Read the levy ceiling order.

End of EU clearing exemption

The European Securities and Markets Authority (ESMA) has published a letter recommending that European pension scheme arrangements should be subject to clearing requirements for over-the-counter derivatives. These arrangements are currently exempt from the requirements, but ESMA advises that this exemption should end, as it believes that pension schemes are now largely operationally ready to meet the requirements. ESMA has suggested one final extension to the exemption, to 19 June 2023, to give schemes time to prepare. The equivalent UK exemption is set to expire on 18 June 2023 (but could be extended).

Read the letter.

TPO launches Pensions Dishonesty Unit

The Pensions Ombudsman (TPO) has set up a pilot Pensions Dishonesty Unit to investigate allegations of serious breaches of trust, misappropriation of pension funds and dishonest or fraudulent behaviour by pension scheme trustees. The principal aim of the Pensions Dishonesty Unit is to ‘hold the wrongdoers responsible for the unlawful gains they have made and ensure they repay these monies to the scheme members’.

Read more.

New documents for transferring data out of the UK

The Secretary of State has laid before Parliament documents for use when transferring personal data outside of the UK, to comply with data protection requirements.
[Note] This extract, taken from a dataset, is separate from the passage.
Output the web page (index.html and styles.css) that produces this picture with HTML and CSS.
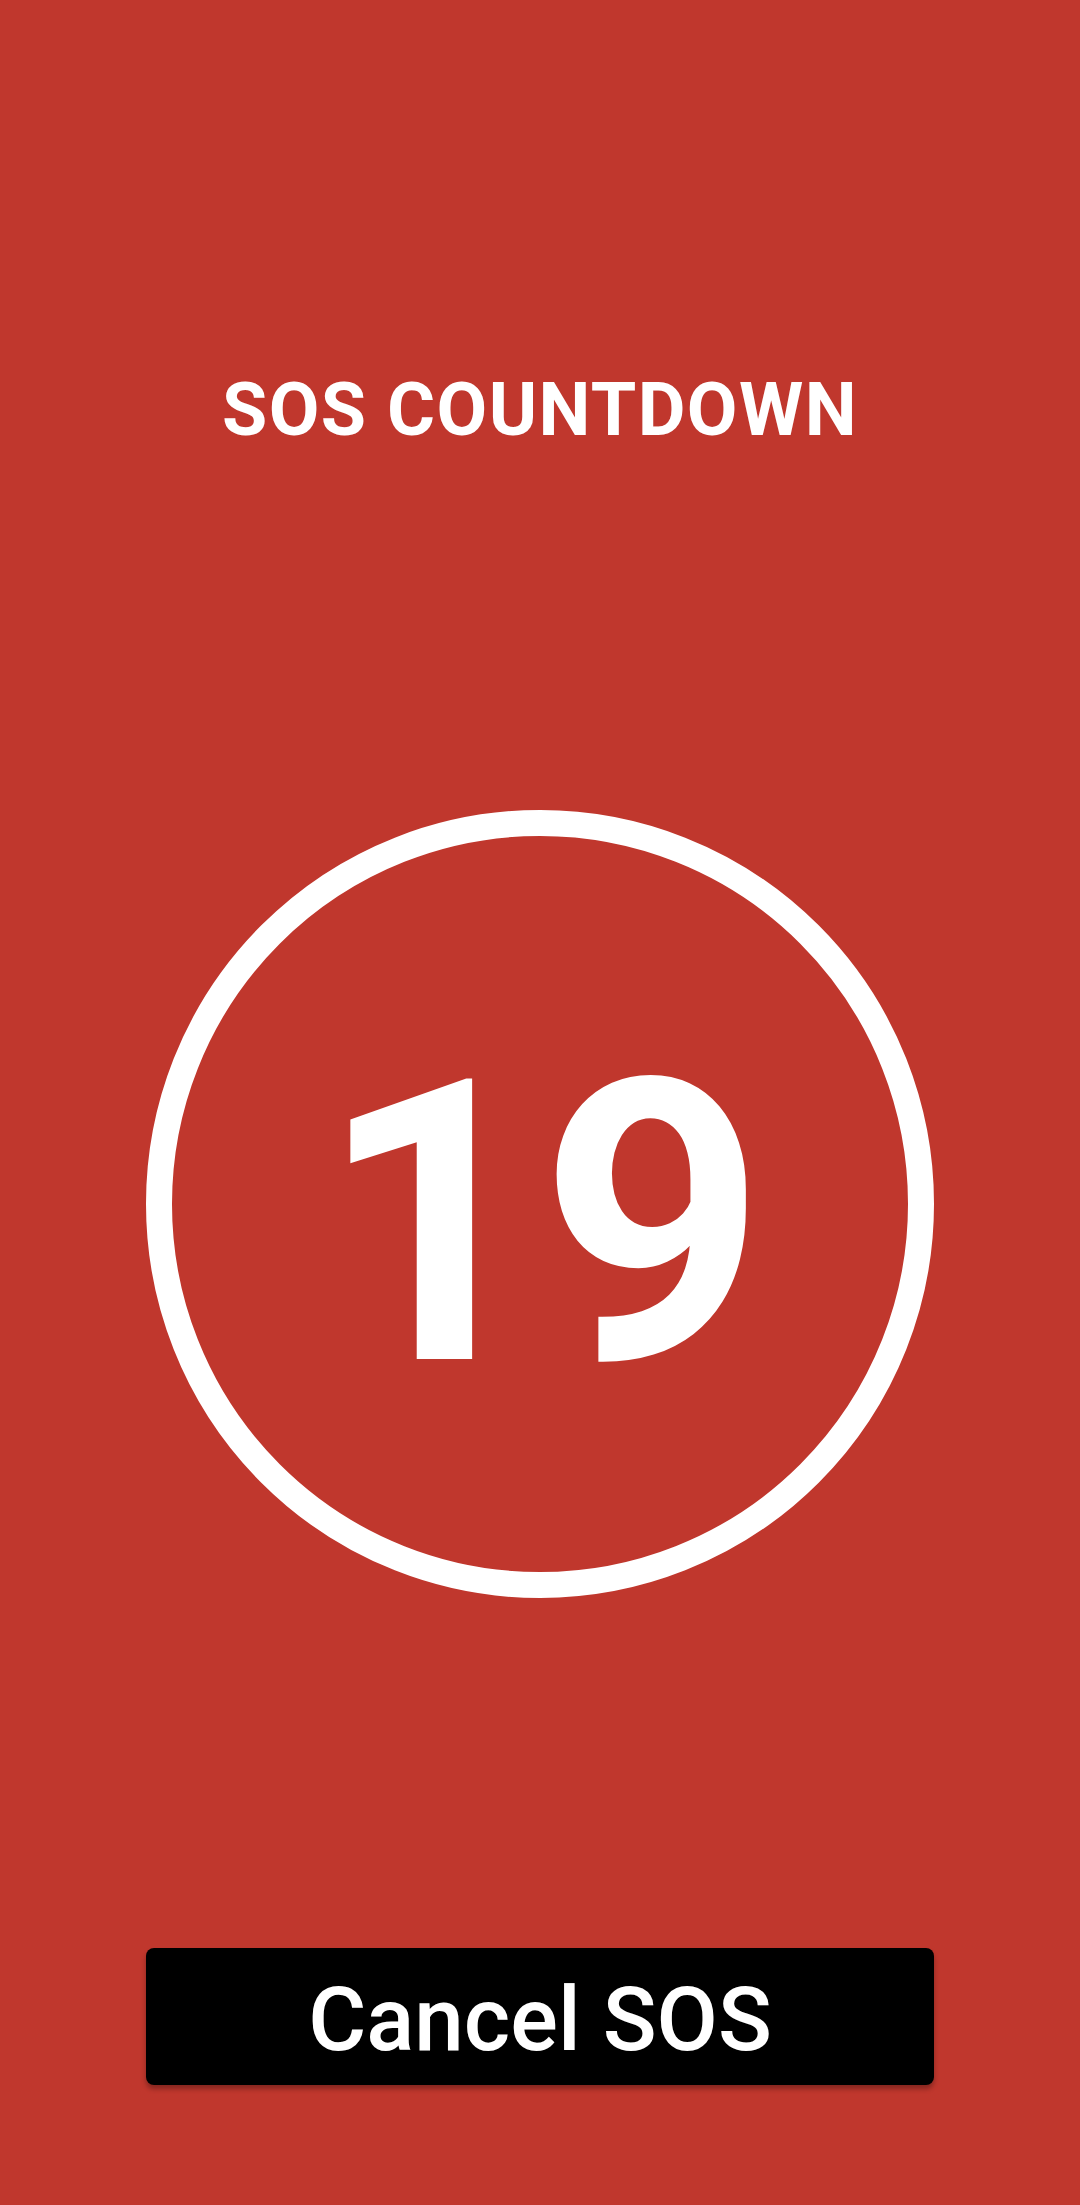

These documents are the international data transfer agreement, international data transfer addendum to the European Commission’s standard contractual clauses for international data transfers, and a document setting out transitional provisions. The ICO has confirmed that these documents are of immediate use to organisations transferring personal data outside of the UK, subject to the caveat that they come into force on 21 March 2022 and are awaiting Parliamentary approval. The ICO has also updated its guidance on what constitutes a restricted transfer (transfers to organisations located outside the UK).